Бенвенуто очень красочно описывает в автобиографии все злоключения, приключившиеся с ним, пока он работал над статуей. Мало кто верил в то, что у скульптора получится отлить такую огромную форму. Риск неудачи был слишком высок, потому что со времен античности никто до Челлини не брался за бронзовые скульптуры из цельного литья. Баччо науськивал герцога в том, что соперник потерпит неудачу, что чрезвычайно нервировало беднягу Челлини.
Действительно, в момент отливки произошли все неудачи, которые только могли стрястись. Челлини с подмастерьями подготовили горн, в котором должна была расплавиться металлическая смесь, но холодный ветер и моросящий дождь начали остужать один из боков печи. Было принято решение доложить сосновых поленьев. Как вдруг огонь вспыхнул с такой силой, что загорелась часть крыши мастерской. Бенвенуто чуть не лишился чувств, но, оценив, что пожар не сильный, а металл начал хорошо плавиться, маэстро объяснил, что дальше требуется от подмастерьев, и отправился отлежаться в комнату, ибо сил у него не оставалось. Моральное и физическое истощение из-за острых переживаний за «Персея» довели его до такого состояния, что он начал кричать служанкам, что не доживет и до утра.
Вдруг в комнату ворвался растрепанный мальчишка, уже открывая рот, чтобы что-то сообщить. Но, увидев состояние скульптора, мальчик замешкался. «Говори», — устало произнес Челлини. Слуга, набравшись храбрости, на выдохе протараторил: «Все пропало, ваша работа испорчена». О, как же кричал Челлини, как будто при нем зарезали его ребенка, не меньше! Скульптор вскочил с кровати и побежал к печи; увидев растерянных работников, он возмутился: «Ах, предатели, завистники! Это — предательство, учиненное с умыслом; но я клянусь богом, что отлично в нем разберусь; и раньше, чем умереть, оставлю о себе такое свидетельство миру, что ни один не останется изумлен».

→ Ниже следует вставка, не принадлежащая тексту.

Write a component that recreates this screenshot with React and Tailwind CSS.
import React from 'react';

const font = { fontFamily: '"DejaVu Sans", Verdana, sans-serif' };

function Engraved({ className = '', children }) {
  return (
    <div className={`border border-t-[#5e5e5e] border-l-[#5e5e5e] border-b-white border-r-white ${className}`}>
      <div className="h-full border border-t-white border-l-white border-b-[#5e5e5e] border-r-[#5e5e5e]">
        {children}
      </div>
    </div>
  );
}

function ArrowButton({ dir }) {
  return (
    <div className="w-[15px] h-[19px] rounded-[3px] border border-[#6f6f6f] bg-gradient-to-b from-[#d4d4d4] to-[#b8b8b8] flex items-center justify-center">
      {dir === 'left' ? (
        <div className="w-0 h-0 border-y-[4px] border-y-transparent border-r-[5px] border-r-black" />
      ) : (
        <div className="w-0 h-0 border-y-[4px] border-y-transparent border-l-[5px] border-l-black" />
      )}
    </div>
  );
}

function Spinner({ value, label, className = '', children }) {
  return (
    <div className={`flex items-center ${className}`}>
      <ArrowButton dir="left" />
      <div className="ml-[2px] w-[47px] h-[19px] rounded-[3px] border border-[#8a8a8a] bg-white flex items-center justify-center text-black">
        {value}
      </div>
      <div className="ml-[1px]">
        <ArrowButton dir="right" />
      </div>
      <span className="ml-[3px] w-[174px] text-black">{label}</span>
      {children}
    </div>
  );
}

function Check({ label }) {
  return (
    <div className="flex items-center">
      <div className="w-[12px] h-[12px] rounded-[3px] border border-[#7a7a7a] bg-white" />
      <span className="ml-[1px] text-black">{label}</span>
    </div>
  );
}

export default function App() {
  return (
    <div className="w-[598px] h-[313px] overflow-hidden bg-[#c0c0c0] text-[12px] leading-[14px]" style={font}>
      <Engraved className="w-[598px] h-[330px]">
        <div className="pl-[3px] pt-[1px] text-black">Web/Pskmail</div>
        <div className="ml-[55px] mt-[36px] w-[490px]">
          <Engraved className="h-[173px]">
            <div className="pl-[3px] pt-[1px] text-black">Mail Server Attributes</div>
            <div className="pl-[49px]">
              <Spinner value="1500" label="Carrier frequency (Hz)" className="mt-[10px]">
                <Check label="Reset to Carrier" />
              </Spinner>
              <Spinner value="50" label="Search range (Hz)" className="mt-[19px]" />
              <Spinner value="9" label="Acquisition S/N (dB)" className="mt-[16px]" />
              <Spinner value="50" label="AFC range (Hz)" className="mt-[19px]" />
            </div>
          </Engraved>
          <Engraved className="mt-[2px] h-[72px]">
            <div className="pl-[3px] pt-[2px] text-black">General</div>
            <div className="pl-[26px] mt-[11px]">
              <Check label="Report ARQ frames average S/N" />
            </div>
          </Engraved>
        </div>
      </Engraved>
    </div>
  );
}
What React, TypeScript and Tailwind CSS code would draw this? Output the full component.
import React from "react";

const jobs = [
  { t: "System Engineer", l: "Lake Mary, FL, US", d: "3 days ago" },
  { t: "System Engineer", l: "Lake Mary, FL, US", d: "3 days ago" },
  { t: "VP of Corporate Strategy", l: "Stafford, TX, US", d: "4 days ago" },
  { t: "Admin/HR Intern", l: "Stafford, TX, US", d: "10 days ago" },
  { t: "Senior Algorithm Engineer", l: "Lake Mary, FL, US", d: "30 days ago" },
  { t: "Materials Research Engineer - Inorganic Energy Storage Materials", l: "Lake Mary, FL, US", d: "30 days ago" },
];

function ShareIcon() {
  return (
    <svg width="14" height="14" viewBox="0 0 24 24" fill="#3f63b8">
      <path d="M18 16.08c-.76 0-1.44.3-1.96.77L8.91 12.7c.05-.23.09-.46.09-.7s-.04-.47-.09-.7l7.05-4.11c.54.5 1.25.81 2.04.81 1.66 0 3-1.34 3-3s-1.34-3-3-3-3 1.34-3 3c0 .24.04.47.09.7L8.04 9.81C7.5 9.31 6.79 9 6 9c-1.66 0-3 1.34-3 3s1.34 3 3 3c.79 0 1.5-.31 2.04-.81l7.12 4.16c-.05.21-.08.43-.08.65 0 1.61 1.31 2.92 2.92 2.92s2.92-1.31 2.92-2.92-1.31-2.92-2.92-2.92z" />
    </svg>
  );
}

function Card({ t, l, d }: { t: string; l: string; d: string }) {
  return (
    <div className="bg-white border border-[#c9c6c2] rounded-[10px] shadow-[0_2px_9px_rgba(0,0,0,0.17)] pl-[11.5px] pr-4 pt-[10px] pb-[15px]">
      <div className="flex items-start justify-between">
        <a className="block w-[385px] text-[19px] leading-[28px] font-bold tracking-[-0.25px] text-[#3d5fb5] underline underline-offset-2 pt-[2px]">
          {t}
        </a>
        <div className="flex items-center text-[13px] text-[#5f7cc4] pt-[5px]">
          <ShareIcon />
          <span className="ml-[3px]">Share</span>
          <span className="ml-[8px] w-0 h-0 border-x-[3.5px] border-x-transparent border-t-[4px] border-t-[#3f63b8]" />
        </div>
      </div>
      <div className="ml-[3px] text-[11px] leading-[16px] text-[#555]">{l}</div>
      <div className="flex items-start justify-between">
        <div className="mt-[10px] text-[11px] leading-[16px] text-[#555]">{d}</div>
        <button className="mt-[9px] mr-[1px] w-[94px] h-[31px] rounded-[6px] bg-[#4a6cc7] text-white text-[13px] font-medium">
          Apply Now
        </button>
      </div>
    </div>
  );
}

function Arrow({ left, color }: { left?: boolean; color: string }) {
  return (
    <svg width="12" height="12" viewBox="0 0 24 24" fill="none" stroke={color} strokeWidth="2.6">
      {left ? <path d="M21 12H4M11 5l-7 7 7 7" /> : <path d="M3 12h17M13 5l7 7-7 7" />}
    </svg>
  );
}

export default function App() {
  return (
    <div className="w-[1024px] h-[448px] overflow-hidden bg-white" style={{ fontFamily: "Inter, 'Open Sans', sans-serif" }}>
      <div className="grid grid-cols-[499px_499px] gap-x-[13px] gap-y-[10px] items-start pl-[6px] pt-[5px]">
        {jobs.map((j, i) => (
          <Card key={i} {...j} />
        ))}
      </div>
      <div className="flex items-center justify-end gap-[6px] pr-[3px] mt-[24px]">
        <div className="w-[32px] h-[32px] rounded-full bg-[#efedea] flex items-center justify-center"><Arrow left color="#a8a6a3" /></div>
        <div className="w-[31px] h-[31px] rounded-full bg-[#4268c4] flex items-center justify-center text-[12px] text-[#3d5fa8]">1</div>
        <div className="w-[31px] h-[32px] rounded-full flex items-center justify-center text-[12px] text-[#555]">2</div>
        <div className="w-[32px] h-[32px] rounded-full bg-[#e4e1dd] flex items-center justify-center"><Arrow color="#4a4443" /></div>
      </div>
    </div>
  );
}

Оказалось, что бронза начала твердеть и ей не хватало тягучести — значит, нужно было раздобыть олово! Подгоняемые криками скульптора, рабочие разделились: кто-то побежал тушить огонь на крыше, кто-то — искать новые поленья, чтобы поддать жару в печи, Челлини же побежал на кухню искать оловянную утварь, напрочь забыв о своей недавней лихорадке. Когда бронза снова стала нужной эластичности, ее залили в форму. Теперь оставалось терпеливо подождать несколько дней, пока форма не остынет и не явит миру ответ на вопрос, кто был прав: Челлини или Бандинелли. Спустя два дня дрожащими руками Бенвенуто вскрыл форму и обнаружил шедевр, который до сих пор украшает площадь Синьории. Теперь «Персей» олицетворял не только победу Медичи над Республикой, но и победу человеческого гения и веру в себя над страхами, несмотря ни на что.

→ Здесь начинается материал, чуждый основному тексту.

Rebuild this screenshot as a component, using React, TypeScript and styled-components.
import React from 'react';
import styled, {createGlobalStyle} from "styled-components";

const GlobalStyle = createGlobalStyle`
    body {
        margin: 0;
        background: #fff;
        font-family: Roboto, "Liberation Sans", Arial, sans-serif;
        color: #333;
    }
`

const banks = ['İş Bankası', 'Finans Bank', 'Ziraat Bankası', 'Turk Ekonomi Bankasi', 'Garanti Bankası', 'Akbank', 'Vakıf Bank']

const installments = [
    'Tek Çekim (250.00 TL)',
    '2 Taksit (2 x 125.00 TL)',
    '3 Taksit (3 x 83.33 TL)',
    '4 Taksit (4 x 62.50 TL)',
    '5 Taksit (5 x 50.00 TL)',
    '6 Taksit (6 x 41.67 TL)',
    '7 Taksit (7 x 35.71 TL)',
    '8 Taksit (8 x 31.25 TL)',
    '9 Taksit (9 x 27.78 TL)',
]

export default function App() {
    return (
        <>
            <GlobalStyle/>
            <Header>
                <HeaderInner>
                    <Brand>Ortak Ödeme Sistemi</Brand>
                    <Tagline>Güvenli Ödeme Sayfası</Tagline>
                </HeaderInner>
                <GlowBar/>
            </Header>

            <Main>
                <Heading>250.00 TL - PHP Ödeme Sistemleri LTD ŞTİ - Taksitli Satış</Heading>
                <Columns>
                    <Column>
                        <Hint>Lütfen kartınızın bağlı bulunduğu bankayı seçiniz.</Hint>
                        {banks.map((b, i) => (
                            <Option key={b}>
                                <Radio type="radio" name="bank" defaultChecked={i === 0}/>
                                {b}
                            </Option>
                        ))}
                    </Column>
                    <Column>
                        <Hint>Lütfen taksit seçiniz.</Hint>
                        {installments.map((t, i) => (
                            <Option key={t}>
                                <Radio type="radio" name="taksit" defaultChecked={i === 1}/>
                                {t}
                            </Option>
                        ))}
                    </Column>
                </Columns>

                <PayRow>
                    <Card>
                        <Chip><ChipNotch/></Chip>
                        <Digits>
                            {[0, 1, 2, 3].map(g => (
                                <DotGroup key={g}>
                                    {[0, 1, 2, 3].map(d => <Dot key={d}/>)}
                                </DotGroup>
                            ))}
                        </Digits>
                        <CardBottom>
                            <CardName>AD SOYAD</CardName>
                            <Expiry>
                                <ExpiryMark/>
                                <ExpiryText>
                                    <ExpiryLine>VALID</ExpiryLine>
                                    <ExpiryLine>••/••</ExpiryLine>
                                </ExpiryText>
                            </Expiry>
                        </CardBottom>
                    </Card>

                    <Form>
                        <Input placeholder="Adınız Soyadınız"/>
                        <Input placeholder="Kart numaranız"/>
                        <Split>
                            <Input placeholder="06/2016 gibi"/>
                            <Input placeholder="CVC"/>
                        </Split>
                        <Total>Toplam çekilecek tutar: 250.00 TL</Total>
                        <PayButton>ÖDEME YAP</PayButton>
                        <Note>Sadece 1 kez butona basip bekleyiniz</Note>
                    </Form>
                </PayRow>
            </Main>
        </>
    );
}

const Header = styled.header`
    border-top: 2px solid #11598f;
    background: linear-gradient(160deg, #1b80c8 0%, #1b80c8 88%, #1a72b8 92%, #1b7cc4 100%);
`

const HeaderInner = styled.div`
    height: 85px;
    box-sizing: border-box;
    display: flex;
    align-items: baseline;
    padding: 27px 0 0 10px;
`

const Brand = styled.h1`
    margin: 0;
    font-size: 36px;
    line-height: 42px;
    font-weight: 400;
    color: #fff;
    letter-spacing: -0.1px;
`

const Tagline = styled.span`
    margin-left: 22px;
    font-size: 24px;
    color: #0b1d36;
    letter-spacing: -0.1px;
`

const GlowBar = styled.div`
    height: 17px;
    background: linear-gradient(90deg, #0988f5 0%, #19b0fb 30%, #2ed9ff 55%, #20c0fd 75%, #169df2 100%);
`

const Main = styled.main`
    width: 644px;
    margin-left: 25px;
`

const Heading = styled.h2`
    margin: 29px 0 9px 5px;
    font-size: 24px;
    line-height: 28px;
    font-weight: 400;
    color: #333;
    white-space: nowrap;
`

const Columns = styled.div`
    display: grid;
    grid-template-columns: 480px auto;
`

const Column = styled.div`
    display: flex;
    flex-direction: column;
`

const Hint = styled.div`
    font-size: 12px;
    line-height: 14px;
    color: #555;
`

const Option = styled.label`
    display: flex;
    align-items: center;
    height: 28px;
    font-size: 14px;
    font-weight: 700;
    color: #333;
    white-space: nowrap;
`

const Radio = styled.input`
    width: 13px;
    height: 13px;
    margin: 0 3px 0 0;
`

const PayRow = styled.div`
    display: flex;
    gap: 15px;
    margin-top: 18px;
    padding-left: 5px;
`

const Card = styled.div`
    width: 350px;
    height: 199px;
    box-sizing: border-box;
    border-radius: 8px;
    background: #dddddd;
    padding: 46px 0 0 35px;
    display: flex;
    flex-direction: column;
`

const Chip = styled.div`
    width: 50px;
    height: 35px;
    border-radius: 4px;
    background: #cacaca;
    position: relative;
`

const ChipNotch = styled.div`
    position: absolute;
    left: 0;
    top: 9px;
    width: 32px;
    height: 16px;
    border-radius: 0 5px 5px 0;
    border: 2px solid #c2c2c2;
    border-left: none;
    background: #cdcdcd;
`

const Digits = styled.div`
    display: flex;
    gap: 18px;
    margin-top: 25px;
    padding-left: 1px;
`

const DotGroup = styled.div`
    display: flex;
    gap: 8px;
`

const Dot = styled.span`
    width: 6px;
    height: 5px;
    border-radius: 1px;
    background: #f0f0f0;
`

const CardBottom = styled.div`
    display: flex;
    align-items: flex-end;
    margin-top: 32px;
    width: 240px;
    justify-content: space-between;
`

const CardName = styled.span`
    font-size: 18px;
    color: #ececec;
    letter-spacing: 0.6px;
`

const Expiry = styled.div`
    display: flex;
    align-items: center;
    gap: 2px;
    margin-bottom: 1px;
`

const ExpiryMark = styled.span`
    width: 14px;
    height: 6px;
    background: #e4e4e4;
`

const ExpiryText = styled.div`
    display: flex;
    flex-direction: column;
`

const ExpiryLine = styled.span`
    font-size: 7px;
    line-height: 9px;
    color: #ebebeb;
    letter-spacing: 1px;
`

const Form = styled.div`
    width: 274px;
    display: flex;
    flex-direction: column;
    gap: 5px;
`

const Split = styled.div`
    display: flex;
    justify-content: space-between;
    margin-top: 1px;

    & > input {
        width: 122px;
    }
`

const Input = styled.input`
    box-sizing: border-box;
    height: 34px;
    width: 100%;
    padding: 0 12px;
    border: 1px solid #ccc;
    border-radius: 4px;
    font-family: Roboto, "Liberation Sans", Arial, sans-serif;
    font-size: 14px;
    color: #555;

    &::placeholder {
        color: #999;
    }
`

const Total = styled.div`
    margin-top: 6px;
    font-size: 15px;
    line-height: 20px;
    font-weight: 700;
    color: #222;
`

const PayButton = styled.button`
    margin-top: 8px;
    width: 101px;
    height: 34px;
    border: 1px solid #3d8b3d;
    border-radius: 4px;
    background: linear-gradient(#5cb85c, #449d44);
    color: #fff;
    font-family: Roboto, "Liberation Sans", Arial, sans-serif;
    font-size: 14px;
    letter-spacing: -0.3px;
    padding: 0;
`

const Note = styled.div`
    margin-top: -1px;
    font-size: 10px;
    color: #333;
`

Но парадокс этой истории в том, что Бенвенуто не получил обещанной выплаты от Козимо за свои труды. Кто же на этот раз строил козни нашему скульптору? Когда скульптура была установлена и народ принял ее с огромной радостью, Бенвенуто поспешил к герцогу. Козимо тоже был восхищен и пообещал, что за такую красоту не обидит скульптора в материальном поощрении. Когда он пришел во дворец за оплатой, его ждал очередной скандал. В дверях скульптора встретил казначей, человек с цепкими руками, сквозь которые не проскользнёт ни одна монетка. Чуть писклявый голос спросил:
— Сколько вы хотите за своего Персея?
Бенвенуто растерялся настолько, что сам не заметил, как начал грубить казначею, и в самом разгаре ссоры бросил фразу: «Да даже если бы Герцог мне заплатил 10 тысяч дукатов, он бы со мной не расплатился! Если бы я знал, что буду участвовать в торгах, я бы не взялся за эту скульптуру!» Окончательно потеряв контроль, скульптор покинул дворец. На следующий день уже вспылил сам герцог. Вызвав к себе Челлини, он кричал: «Да как ты смеешь! За 10 тысяч дукатов строят целые города и дворцы!» Тут бы Бенвенуто стоило прикусить язык и попросить извинений, но кровь кипела: «Вот и ищите, кто вам построит города за эти деньги, но того, кто отольет еще такого Персея, вы не найдете». На крики прибежала жена Козимо, прекрасная испанка Элеонора Толедская. Увидев двух побагровевших мужчин, она поспешила вывести Челлини из зала. «Доверьтесь мне, я поговорю с мужем и все устрою», — произнесла она шепотом и удалилась в свои покои.